The prosecuting officers of that state would be most interested in enforcement and would best understand the scope of the laws of the state of delivery. Congress would not wish to leave immune shipments from foreign countries. Cf. United States v. Freeman, 239 U. S. 117.
THE CHIEF JUSTICE, MR. JUSTICE DOUGLAS and MR. JUSTICE RUTLEDGE join in this dissent.
Constitution of the United States, Art. III, Sec. 2, cl. 3; Sixth Amendment. Armour Packing Co. v. United States, 209 U. S. 56, 209 U. S. 73-77; Salinger v. Loisel, 265 U. S. 224, 265 U. S. 232-235; Horner v. United States, No. 1, 143 U. S. 207, 143 U. S. 213; In re Palliser, 136 U. S. 257, 136 U. S. 265; Hyde v. Shine, 199 U. S. 62, 199 U. S. 78; Haas v.

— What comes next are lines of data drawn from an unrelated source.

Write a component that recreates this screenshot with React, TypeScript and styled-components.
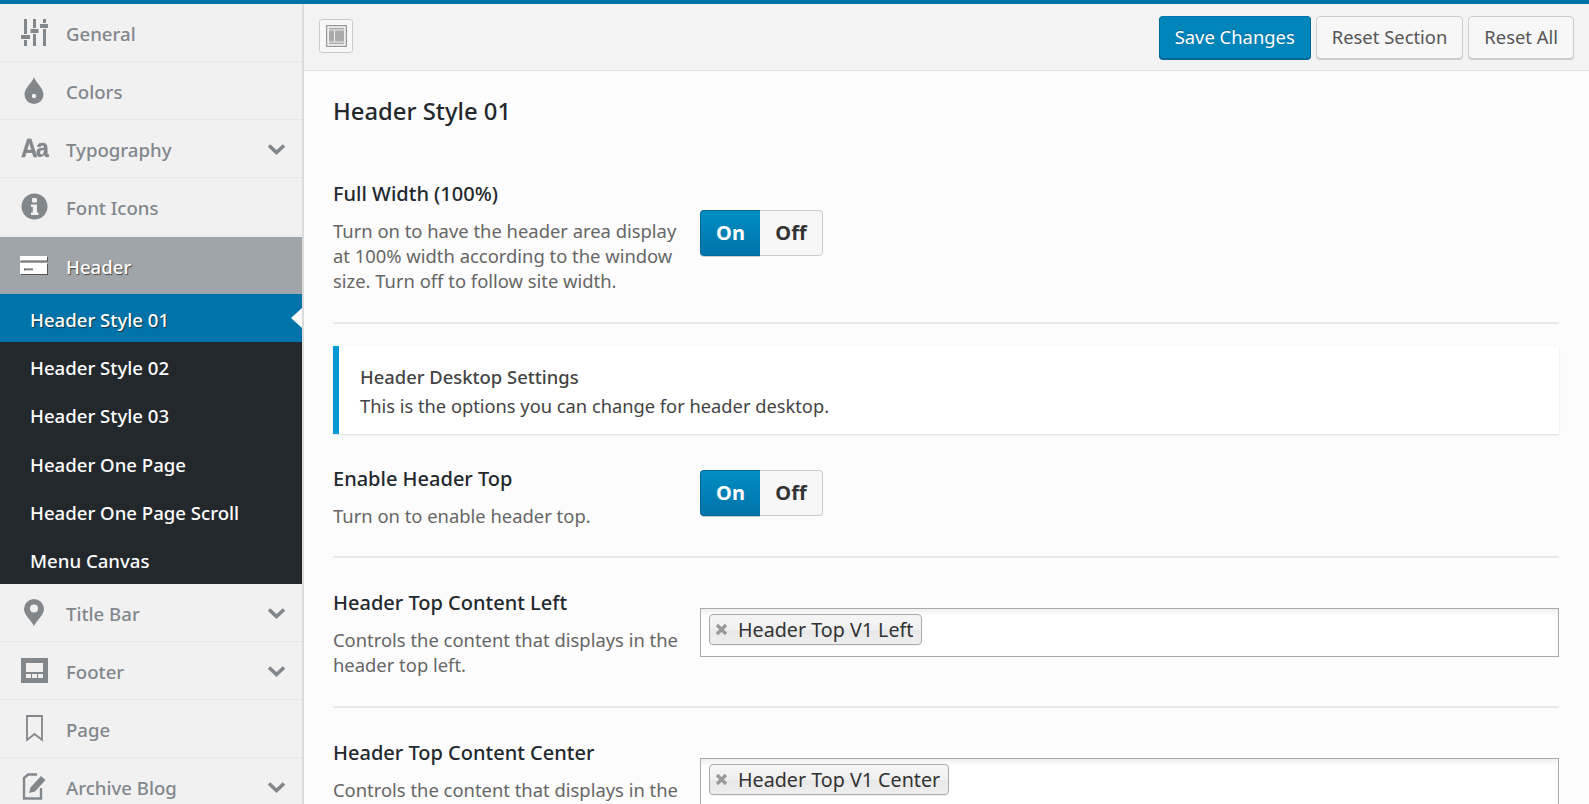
import React from "react";
import styled, { createGlobalStyle } from "styled-components";

const GlobalStyle = createGlobalStyle`
  html, body {
    margin: 0;
    padding: 0;
    height: 100%;
    overflow: hidden;
    background: #fcfcfc;
  }
  * {
    box-sizing: border-box;
  }
  #root {
    height: 100%;
  }
`;

const font = `"Noto Sans", "Open Sans", sans-serif`;

const Chevron = () => (
  <svg width="19" height="12" viewBox="0 0 19 12" fill="none">
    <path d="M2 2.5l7.500 7 7.500-7" stroke="#82878c" strokeWidth="3.6" />
  </svg>
);

const GeneralIcon = () => (
  <svg width="27" height="27" viewBox="0 0 27 27" fill="#82878c">
    <path d="M3 0h3v15H3zM3 21h3v6H3zM0 16h9v4H0zM12 0h3v9h-3zM12 15h3v12h-3zM9.5 10h8v4h-8zM22 0h3v4h-3zM22 10h3v17h-3zM19 5h8v4h-8z" />
  </svg>
);

const DropIcon = () => (
  <svg width="20" height="27" viewBox="0 0 20 27" fill="#82878c">
    <path d="M10 0c1 5 9.500 10.500 9.500 17.500A9.500 9.500 0 0 1 .5 17.500C.5 10.500 9 5 10 0z" />
    <circle cx="10" cy="19" r="2.2" fill="#f1f1f1" />
  </svg>
);

const AaIcon = () => <AaGlyph>Aa</AaGlyph>;

const InfoIcon = () => (
  <svg width="27" height="27" viewBox="0 0 27 27">
    <circle cx="13.5" cy="13.5" r="13" fill="#82878c" />
    <rect x="11" y="5" width="5" height="4.5" rx="1" fill="#f1f1f1" />
    <path d="M10 11.500h6v8h1.500V22h-7.500v-2.500h1.800v-5.500H10z" fill="#f1f1f1" />
  </svg>
);

const HeaderIcon = () => (
  <svg width="28" height="19" viewBox="0 0 28 19" fill="#fff" style={{ filter: "drop-shadow(1px 1px 0 #555)" }}>
    <path d="M0 0h27v4.500H0zM0 7h27v11H0zM4 12.500v2h9v-2z" fillRule="evenodd" />
  </svg>
);

const PinIcon = () => (
  <svg width="20" height="27" viewBox="0 0 20 27">
    <path d="M10 0a10 10 0 0 1 10 10c0 6-7 11-10 17C7 21 0 16 0 10A10 10 0 0 1 10 0z" fill="#82878c" />
    <circle cx="10" cy="9.5" r="4" fill="#f1f1f1" />
  </svg>
);

const FooterIcon = () => (
  <svg width="27" height="25" viewBox="0 0 27 25" fill="#82878c">
    <path
      d="M0 0h27v25H0zM5 5v9h17V5zM5 16v4h5v-4zM11 16v4h5v-4zM17 16v4h5v-4z"
      fillRule="evenodd"
    />
  </svg>
);

const BookmarkIcon = () => (
  <svg width="17" height="27" viewBox="0 0 17 27" fill="none">
    <path d="M1 1h15v24l-7.500-6L1 25z" stroke="#82878c" strokeWidth="1.8" />
  </svg>
);

const EditIcon = () => (
  <svg width="24" height="27" viewBox="0 0 24 27" fill="none">
    <path d="M19 15v10.500H2V5l4-3.500h9" stroke="#82878c" strokeWidth="2.4" />
    <path d="M7 20l1.500-5.500L19 3l4.500 4L13 18.500z" fill="#82878c" />
  </svg>
);

const ScreenOptionsIcon = () => (
  <svg width="21" height="22" viewBox="0 0 21 22">
    <rect x="0.5" y="0.5" width="20" height="21" fill="#eee" stroke="#999" strokeWidth="1.4" />
    <rect x="3" y="3" width="15" height="1.5" fill="#aaa" />
    <rect x="3" y="5.5" width="5" height="11" fill="#aaa" />
    <rect x="9" y="5.5" width="9" height="11" fill="#aaa" />
    <rect x="3" y="17.5" width="15" height="1.5" fill="#aaa" />
  </svg>
);

type Item = {
  label: string;
  icon: React.ReactNode;
  chevron?: boolean;
};

const topItems: Item[] = [
  { label: "General", icon: <GeneralIcon /> },
  { label: "Colors", icon: <DropIcon /> },
  { label: "Typography", icon: <AaIcon />, chevron: true },
  { label: "Font Icons", icon: <InfoIcon /> },
];

const subItems = [
  "Header Style 01",
  "Header Style 02",
  "Header Style 03",
  "Header One Page",
  "Header One Page Scroll",
  "Menu Canvas",
];

const bottomItems: Item[] = [
  { label: "Title Bar", icon: <PinIcon />, chevron: true },
  { label: "Footer", icon: <FooterIcon />, chevron: true },
  { label: "Page", icon: <BookmarkIcon /> },
  { label: "Archive Blog", icon: <EditIcon />, chevron: true },
];

function NavRow({ item }: { item: Item }) {
  return (
    <NavItem>
      <NavIcon>{item.icon}</NavIcon>
      <NavLabel>{item.label}</NavLabel>
      {item.chevron && (
        <ChevronSlot>
          <Chevron />
        </ChevronSlot>
      )}
    </NavItem>
  );
}

function Toggle() {
  return (
    <Switch>
      <SwitchOn>On</SwitchOn>
      <SwitchOff>Off</SwitchOff>
    </Switch>
  );
}

function Select({ value }: { value: string }) {
  return (
    <SelectBox>
      <Chip>
        <ChipRemove>
          <svg width="13" height="13" viewBox="0 0 13 13">
            <path d="M2 2l9 9M11 2l-9 9" stroke="#999" strokeWidth="3.2" />
          </svg>
        </ChipRemove>
        {value}
      </Chip>
    </SelectBox>
  );
}

export default function App() {
  return (
    <>
      <GlobalStyle />
      <Page>
        <Sidebar>
          {topItems.map((item) => (
            <NavRow key={item.label} item={item} />
          ))}
          <ActiveItem>
            <NavIcon>
              <HeaderIcon />
            </NavIcon>
            <ActiveLabel>Header</ActiveLabel>
          </ActiveItem>
          <SubMenu>
            {subItems.map((label, i) => (
              <SubItem key={label} $active={i === 0}>
                {label}
              </SubItem>
            ))}
          </SubMenu>
          {bottomItems.map((item) => (
            <NavRow key={item.label} item={item} />
          ))}
        </Sidebar>
        <Main>
          <Toolbar>
            <ExpandButton>
              <ScreenOptionsIcon />
            </ExpandButton>
            <ToolbarActions>
              <PrimaryButton>Save Changes</PrimaryButton>
              <SecondaryButton>Reset Section</SecondaryButton>
              <SecondaryButton>Reset All</SecondaryButton>
            </ToolbarActions>
          </Toolbar>
          <Content>
            <SectionTitle>Header Style 01</SectionTitle>
            <Field $first>
              <FieldText>
                <FieldTitle>Full Width (100%)</FieldTitle>
                <FieldDesc>
                  Turn on to have the header area display at 100% width according to the window
                  size. Turn off to follow site width.
                </FieldDesc>
              </FieldText>
              <SwitchCell>
                <Toggle />
              </SwitchCell>
            </Field>
            <Notice>
              <NoticeTitle>Header Desktop Settings</NoticeTitle>
              <NoticeText>This is the options you can change for header desktop.</NoticeText>
            </Notice>
            <Field $compact>
              <FieldText>
                <FieldTitle>Enable Header Top</FieldTitle>
                <FieldDesc>Turn on to enable header top.</FieldDesc>
              </FieldText>
              <SwitchCell>
                <Toggle />
              </SwitchCell>
            </Field>
            <Field>
              <FieldText>
                <FieldTitle>Header Top Content Left</FieldTitle>
                <FieldDesc>Controls the content that displays in the header top left.</FieldDesc>
              </FieldText>
              <SelectCell>
                <Select value="Header Top V1 Left" />
              </SelectCell>
            </Field>
            <Field>
              <FieldText>
                <FieldTitle>Header Top Content Center</FieldTitle>
                <FieldDesc>Controls the content that displays in the header top center.</FieldDesc>
              </FieldText>
              <SelectCell>
                <Select value="Header Top V1 Center" />
              </SelectCell>
            </Field>
          </Content>
        </Main>
      </Page>
    </>
  );
}

const Page = styled.div`
  height: 100vh;
  overflow: hidden;
  display: flex;
  align-items: flex-start;
  border-top: 4px solid #0073aa;
  font-family: ${font};
  background: #fcfcfc;
`;

const Sidebar = styled.nav`
  flex: 0 0 304px;
  width: 304px;
  height: 100%;
  background: #f1f1f1;
  border-right: 2px solid #dcdcdc;
  overflow: hidden;
`;

const NavItem = styled.div`
  height: 58px;
  display: flex;
  align-items: center;
  border-bottom: 1px solid #e7e7e7;
  color: #82878c;
`;

const ActiveItem = styled(NavItem)`
  height: 57px;
  margin-top: 1px;
  background: #a0a5aa;
  border-bottom: 0;
`;

const NavIcon = styled.span`
  flex: 0 0 66px;
  width: 66px;
  display: flex;
  justify-content: center;
  padding-left: 2px;
  align-items: center;
`;

const AaGlyph = styled.span`
  font-family: "Liberation Sans", sans-serif;
  font-size: 25px;
  font-weight: 700;
  letter-spacing: -2px;
  color: #82878c;
  -webkit-text-stroke: 0.4px #82878c;
  transform: scaleX(0.92);
`;

const NavLabel = styled.span`
  flex: 1;
  padding-top: 2px;
  font-size: 18.6px;
  font-weight: 500;
`;

const ActiveLabel = styled(NavLabel)`
  color: #fff;
  text-shadow: 1px 1px 1px #444;
`;

const ChevronSlot = styled.span`
  flex: 0 0 auto;
  display: flex;
  margin-right: 16px;
`;

const SubMenu = styled.div`
  background: #23282d;
  height: 290px;
`;

const SubItem = styled.div<{ $active?: boolean }>`
  position: relative;
  height: 48.33px;
  display: flex;
  align-items: center;
  padding: 2px 0 0 30px;
  font-size: 18.6px;
  font-weight: 500;
  color: #fff;
  background: ${(p) => (p.$active ? "#0073aa" : "transparent")};
  text-shadow: ${(p) => (p.$active ? "1px 1px 1px #12384a" : "none")};

  &::after {
    content: "";
    display: ${(p) => (p.$active ? "block" : "none")};
    position: absolute;
    right: 0;
    top: 50%;
    margin-top: -10px;
    border: 10px solid transparent;
    border-left-width: 0;
    border-right: 11px solid #fcfcfc;
  }
`;

const Main = styled.main`
  flex: 1;
  min-width: 0;
  height: 100%;
  display: flex;
  flex-direction: column;
`;

const Toolbar = styled.div`
  flex: 0 0 67px;
  display: flex;
  align-items: center;
  justify-content: space-between;
  padding: 0 15px;
  background: #f3f3f3;
  border-bottom: 1px solid #dedede;
`;

const ExpandButton = styled.button`
  width: 34px;
  height: 34px;
  margin-bottom: 2px;
  padding: 0;
  display: flex;
  align-items: center;
  justify-content: center;
  border: 1px solid #c9c9c9;
  border-radius: 3px;
  background: #f7f7f7;
`;

const ToolbarActions = styled.div`
  display: flex;
  gap: 5px;
`;

const SecondaryButton = styled.button`
  height: 43px;
  padding: 0 15px 1px;
  font-family: ${font};
  font-size: 18.4px;
  color: #555;
  background: #f7f7f7;
  border: 1px solid #ccc;
  border-radius: 4px;
  box-shadow: 0 1px 0 #ccc;
`;

const PrimaryButton = styled(SecondaryButton)`
  color: #fff;
  background: #0085ba;
  border-color: #0073aa #006799 #006799;
  box-shadow: 0 1px 0 #006799;
  text-shadow: 0 -1px 1px #006799;
`;

const Content = styled.div`
  flex: 1;
  padding: 0 30px 0 29px;
`;

const SectionTitle = styled.h2`
  margin: 0;
  padding-top: 24px;
  height: 94px;
  font-size: 23.8px;
  line-height: 32px;
  font-weight: 500;
  color: #23282d;
`;

const Field = styled.div<{ $first?: boolean; $compact?: boolean }>`
  display: grid;
  grid-template-columns: 367px 1fr;
  padding: ${(p) => (p.$first ? "16px 0 29px" : p.$compact ? "32px 0 28px" : "32px 0 29px")};
  border-bottom: 2px solid #e8e8e8;
`;

const FieldText = styled.div`
  display: flex;
  flex-direction: column;
  gap: 11.5px;
`;

const FieldTitle = styled.div`
  font-size: 20px;
  line-height: 25px;
  font-weight: 500;
  color: #23282d;
`;

const FieldDesc = styled.div`
  width: 350px;
  font-size: 18.4px;
  line-height: 25.3px;
  color: #666;
`;

const SwitchCell = styled.div`
  align-self: center;
  margin-bottom: 9px;
`;

const SelectCell = styled.div`
  margin-top: 18px;
`;

const Switch = styled.div`
  display: inline-flex;
  height: 46px;
  font-size: 20px;
  font-weight: 700;
`;

const SwitchOn = styled.span`
  width: 60px;
  display: flex;
  align-items: center;
  justify-content: center;
  color: #fff;
  background: linear-gradient(#008ec2, #0073aa);
  border: 1px solid #006799;
  border-right: 0;
  border-radius: 4px 0 0 4px;
  box-shadow: 0 1px 0 #ccc;
`;

const SwitchOff = styled.span`
  width: 63px;
  display: flex;
  align-items: center;
  justify-content: center;
  color: #333;
  background: #f7f7f7;
  border: 1px solid #ccc;
  border-left: 0;
  border-radius: 0 4px 4px 0;
`;

const Notice = styled.div`
  margin-top: 22px;
  height: 88px;
  display: flex;
  flex-direction: column;
  justify-content: center;
  gap: 4px;
  padding: 2px 0 0 21px;
  background: #fff;
  border-left: 6px solid #0099d5;
  box-shadow: 0 1px 2px rgba(0, 0, 0, 0.12);
`;

const NoticeTitle = styled.div`
  font-size: 18.4px;
  line-height: 25px;
  font-weight: 500;
  color: #444;
`;

const NoticeText = styled.div`
  font-size: 18.3px;
  line-height: 25px;
  color: #444;
`;

const SelectBox = styled.div`
  height: 49px;
  padding: 5px 8px;
  border: 1px solid #aaa;
  background: linear-gradient(#eee 0, #fff 15%);
`;

const Chip = styled.span`
  display: inline-flex;
  align-items: center;
  height: 31px;
  padding: 0 8px 0 5px;
  font-size: 19.7px;
  color: #333;
  border: 1px solid #aaa;
  border-radius: 4px;
  background: linear-gradient(#f4f4f4 20%, #f0f0f0 50%, #e8e8e8 52%, #eee);
  box-shadow: 0 1px 0 rgba(0, 0, 0, 0.05);
`;

const ChipRemove = styled.span`
  display: inline-flex;
  margin-right: 10px;
`;
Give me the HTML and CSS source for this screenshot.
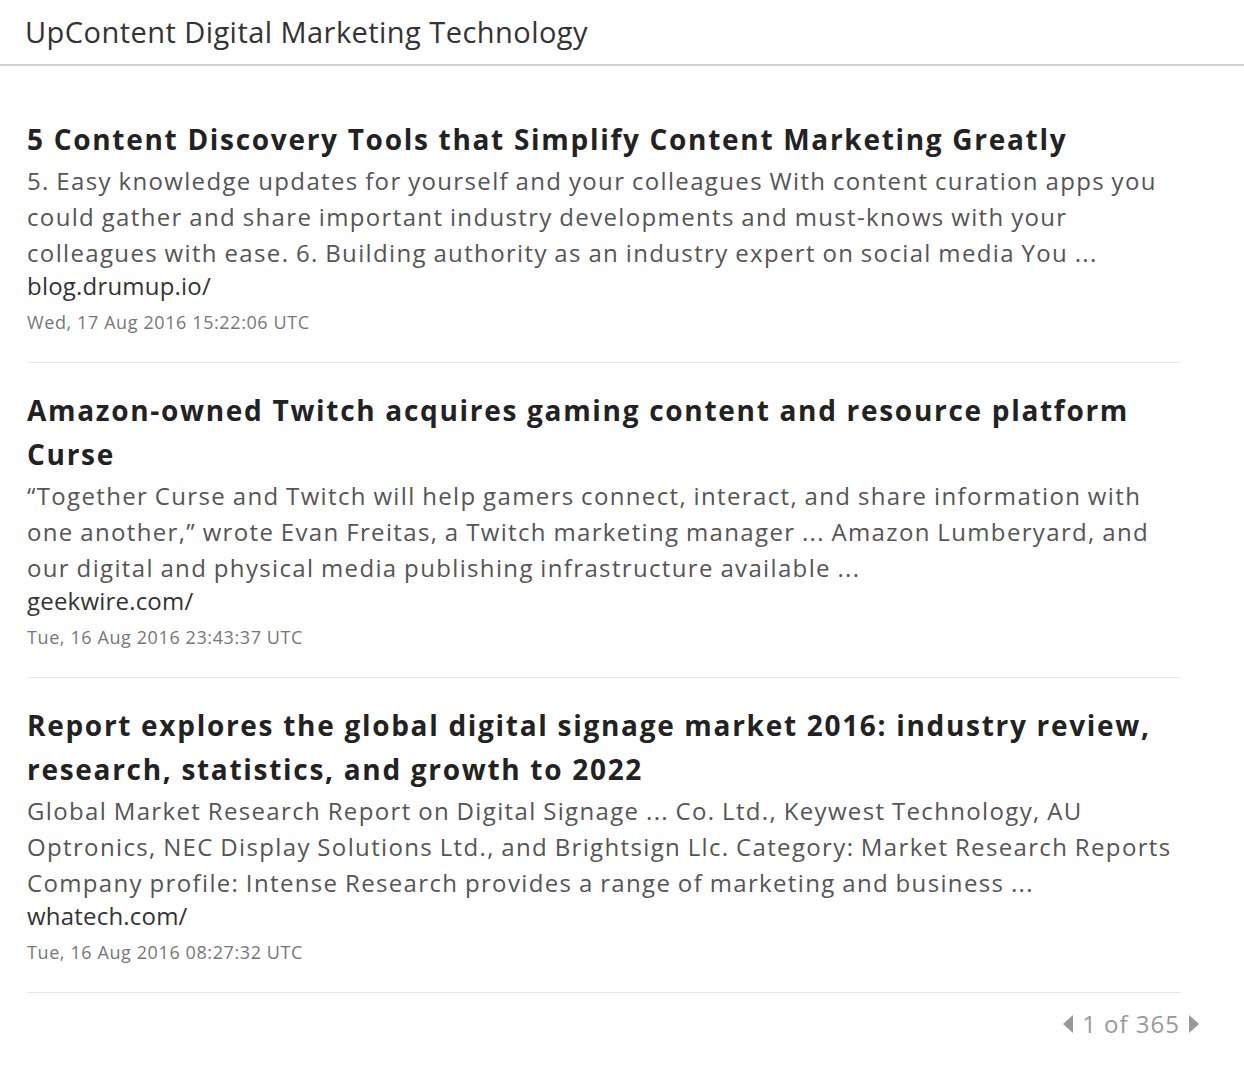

Henkel, 216 U. S. 462, 216 U. S. 473.
Cf. United States v. Kissel, 218 U. S. 601; Hyde v. United States, 225 U. S. 347, 225 U. S. 360-367; United States v. Socony-Vacuum Oil Co., 310 U. S. 150, 310 U. S. 250; In re Snow, 120 U. S. 274; Clark & Marshall, Crimes (4th Ed.), § 504; Wharton Criminal Law (12th Ed.), § 338. See also In re Richter, 100 F. 295, 298; Morris v. United States, 229 F. 516, 521.
Cf. Armour Packing Co. v. United States, 209 U. S. 56, 209 U. S. 72-74; United States v. Midstate Co., 306 U. S. 161, 306 U. S. 165, and see United States v. Lombardo, 241 U. S. 73, 241 U. S. 77; United States v. Freeman, 239 U. S. 117, and In re Palliser, 136 U. S. 257. The latter two cases illustrate the difference between a continuous offense and one begun in one state and completed in another. Compare Judicial Code, Section 42, 28 U.S.C. § 103, with § 3237 of H.R. 5450, 78th Cong., 2d Sess.
Hearing before a Subcommittee of the House Committee on Interstate and Foreign Commerce, February 3 and 4, 1942, 77th Cong., 2d Sess., on H.R. 5674; Hearing before a Subcommittee of the Senate Committee on Interstate Commerce, July 15, 16, 17 and 20, 1942, 77th Cong., 2d Sess., on S. 2371.